Self-portrait and trust
A self-portrait possesses a unique magic: it is a moment in which the person taking the portrait alone determines how they wish to reveal or conceal themselves. Everything – perspective, expression, timing – lies in their own hands.
And yet, there are portraits that, although taken by someone else, possess the same power as a self-portrait. The photographs of Yves Saint Laurent by Jeanloup Sieff are one example. At first glance, one might think Saint Laurent had staged himself. His presence in the image is so direct, so natural.
Such photographs arise when the person being portrayed grants the photographer something that is normally only possible in self-staging – and the photographer doesn't disrupt this trust but rather preserves it. In such moments, the two perspectives merge, and the image bears traces of both: the self-determination of the person portrayed and the openness of the photographer.
The connecting element
The unique impact of an image often arises in this invisible space in between. It is a space where control and letting go, closeness and distance, self-image and the view of others find a balance.
And perhaps it is precisely this fragile balance that decides whether an image merely depicts – or has a lasting impact – and is truly unique.

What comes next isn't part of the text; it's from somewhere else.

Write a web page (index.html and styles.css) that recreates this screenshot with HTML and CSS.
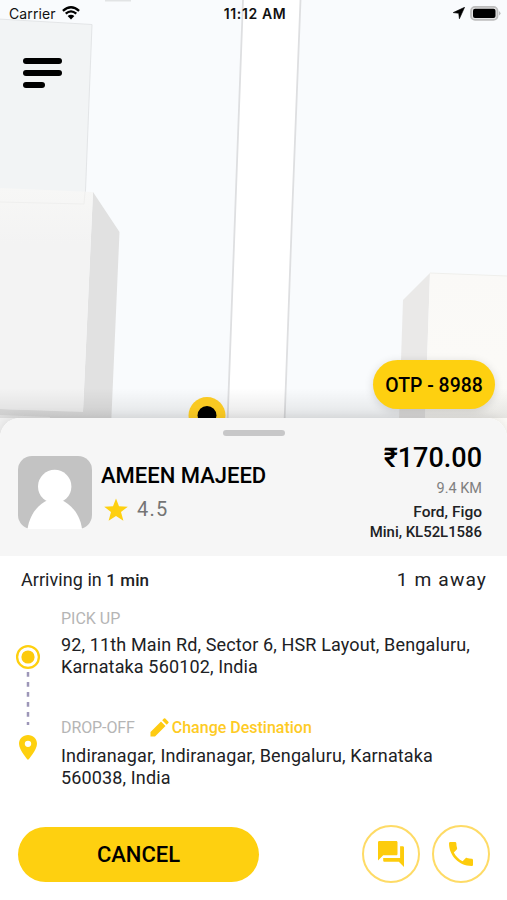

The unique impact of a portrait doesn't come from perfect lighting, the choice of lens, or certainly not from a "look" that can be applied to any image. It arises in that invisible space between photographer and subject—where two emotions touch without merging. (Sorry for so much meta-level thinking.)
In this space, every image possesses something unique, something irreplaceable. It's the antithesis of images that appear to have been shot through a camera—perfect, smooth, interchangeable. Images that any decent app can generate tomorrow because they lack what can only emerge from this encounter: a mark of trust, timing, and genuine presence in the moment.
Perhaps that's the secret ingredient. It makes the difference between a picture you look at – and a picture that looks at you.